March 3, 1995 – Sparta Academy was scheduled to open its 1995 baseball and softball seasons against Monroe Academy in Monroeville, Ala. The rest of their 1995 season schedule was as follows: March 7, v. Fort Dale; March 10, at Escambia Academy; March 13, at Greenville Academy; March 17, at Crenshaw Christian; March 20, at Wilcox Academy; March 21, at Fort Dale; March 24, v. Greenville Academy; April 4, v. Monroe Academy; April 7, v. Crenshaw Christian; April 18, v. Escambia Academy; April 22-29, Region Tournament. All regular season games were scheduled to begin at 3:30 p.m.

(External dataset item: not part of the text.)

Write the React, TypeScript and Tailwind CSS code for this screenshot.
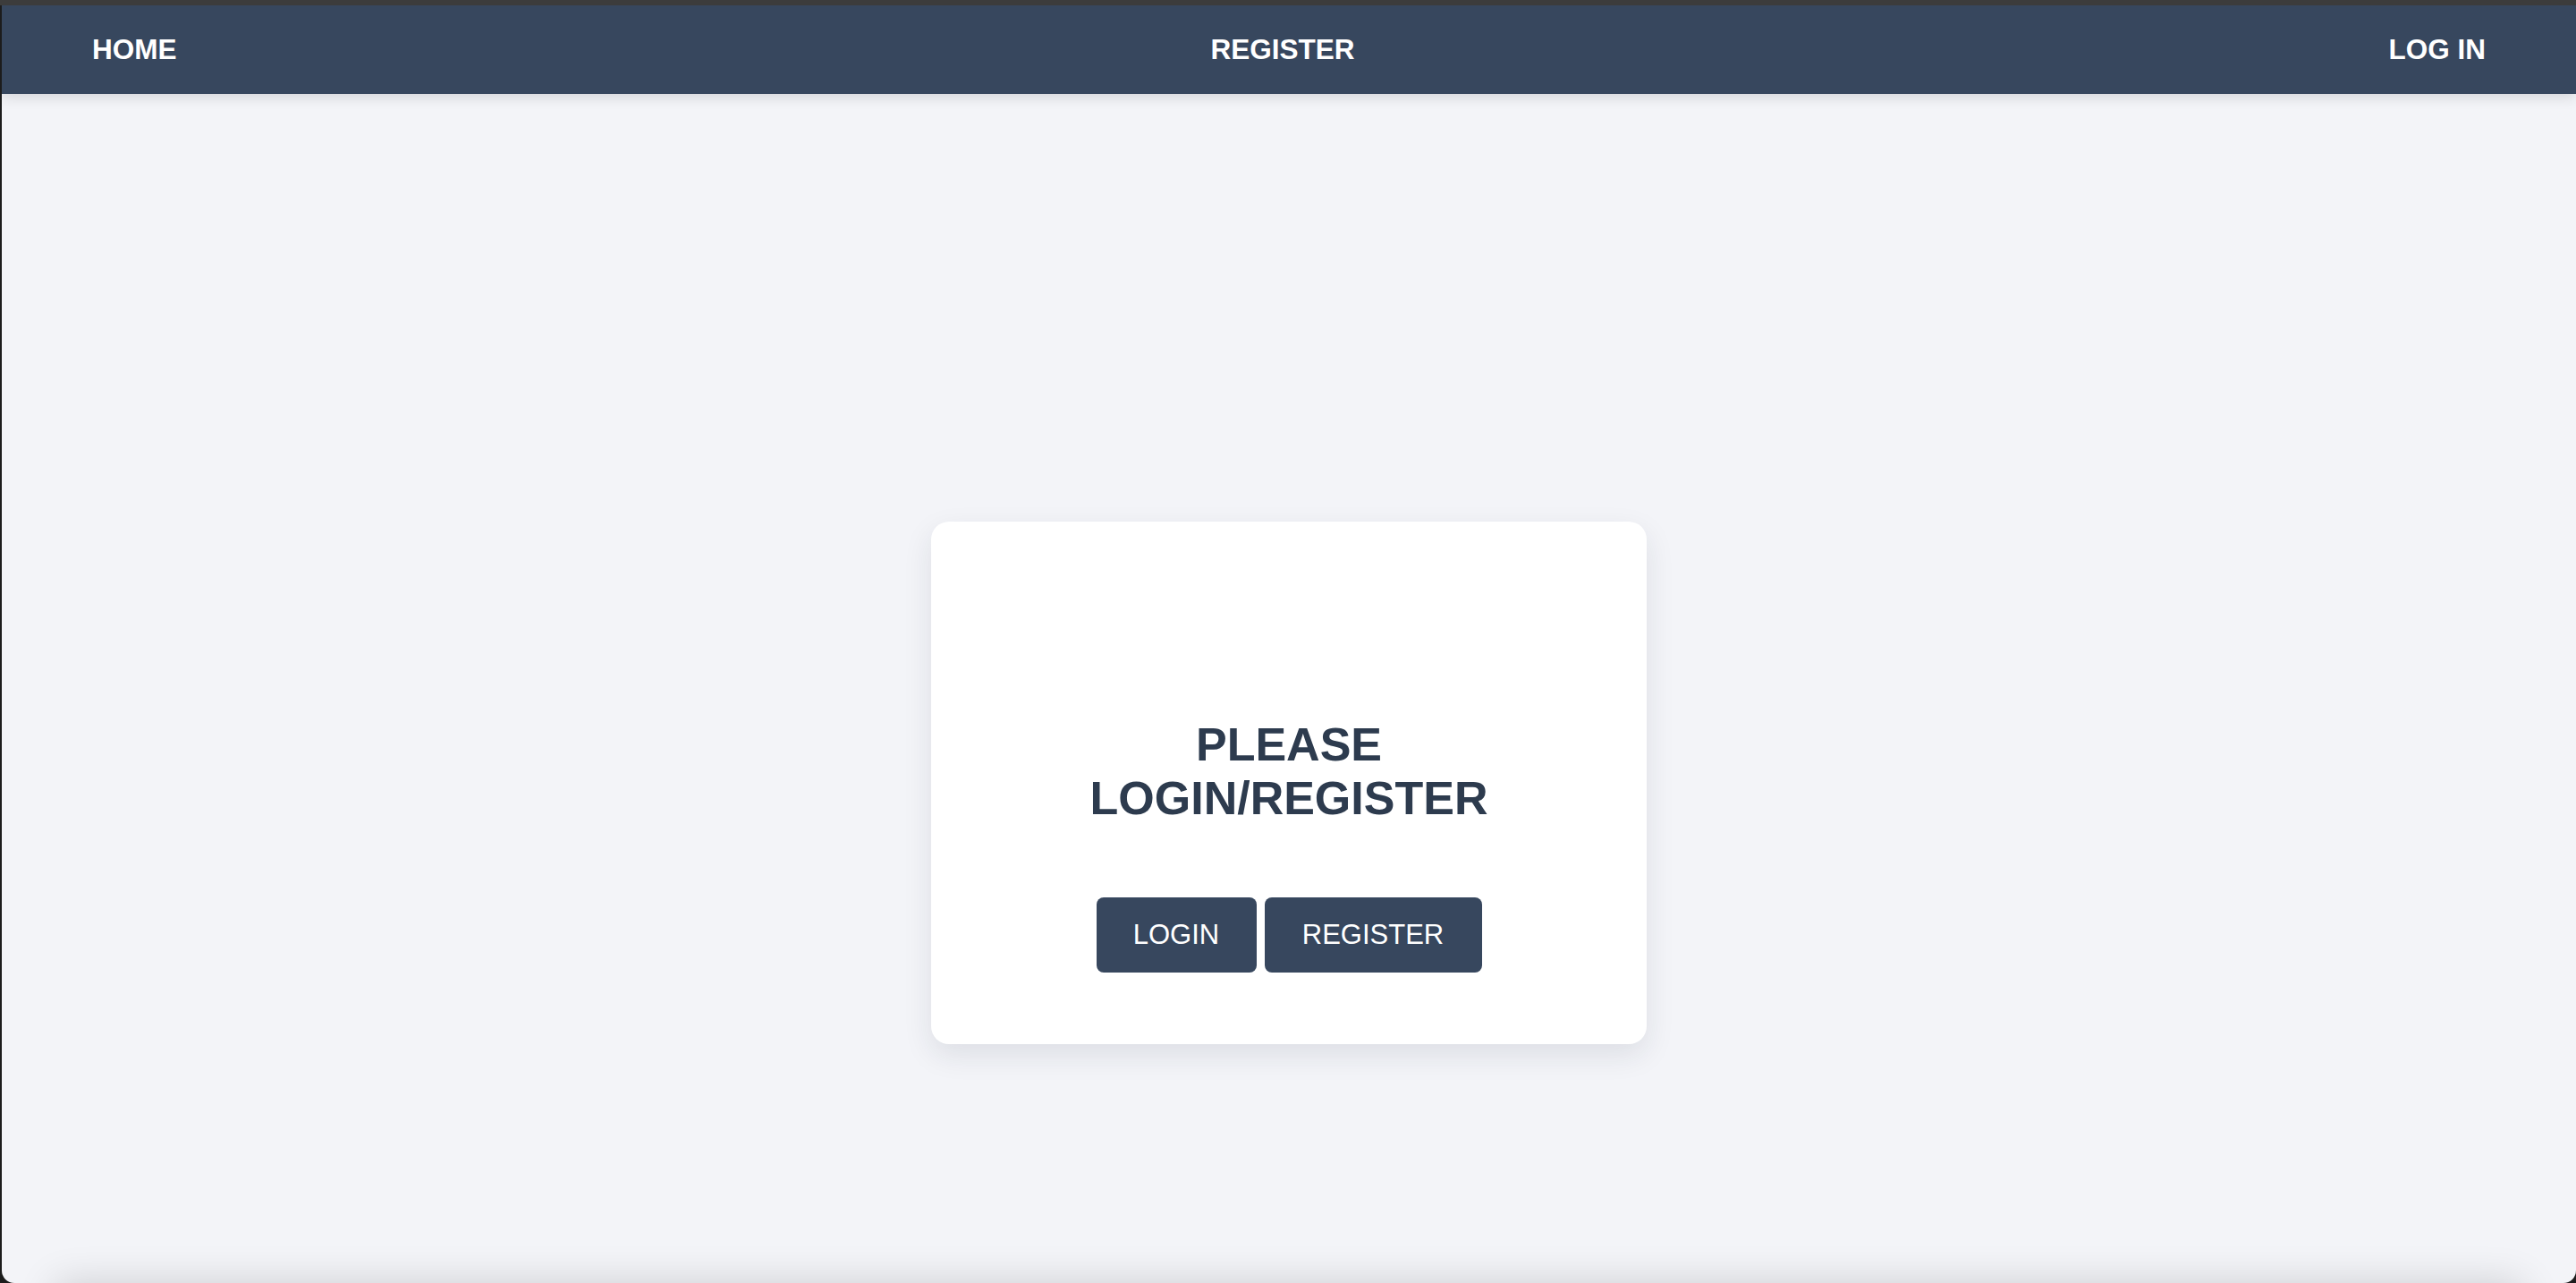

March 3, 2001 - Author E. B. Sledge died in Montevallo, Ala.

March 3, 2005 - Author Pauline Boyd died in Huntsville, Ala.

March 3, 2005 - Steve Fossett became the first person to fly a non-stop solo flight around the world, without refueling. Sadly, he would later go missing in 2007 during a solo flight in the Nevada desert.

March 3, 2006 - In Tokyo, Japan, the opener of the World Baseball Classic took place.

March 3, 2008 – Clarke Prep’s baseball team beat Sparta Academy, 11-1, in Grove Hill, Ala.

March 3, 2009 – The New Hope Church Cemetery in Covington County, Ala. was added to the Alabama Historic Cemetery Register.

March 3, 2003 – Explorer, photographer and linguist Luis Marden died at the age of 90 in Arlington, Va.
March 3, 2013 – Alabama native Bo Jackson won ESPN's Sport Science "Greatest Athlete of All Time" bracket, defeating Roger Federer, Muhammad Ali, Michael Jordan in the semifinal, and Jim Brown to claim the title.

March 3, 2014 – Sparta Academy in Evergreen, Ala. named Justin Chandler as head football coach, replacing Buck Quarles.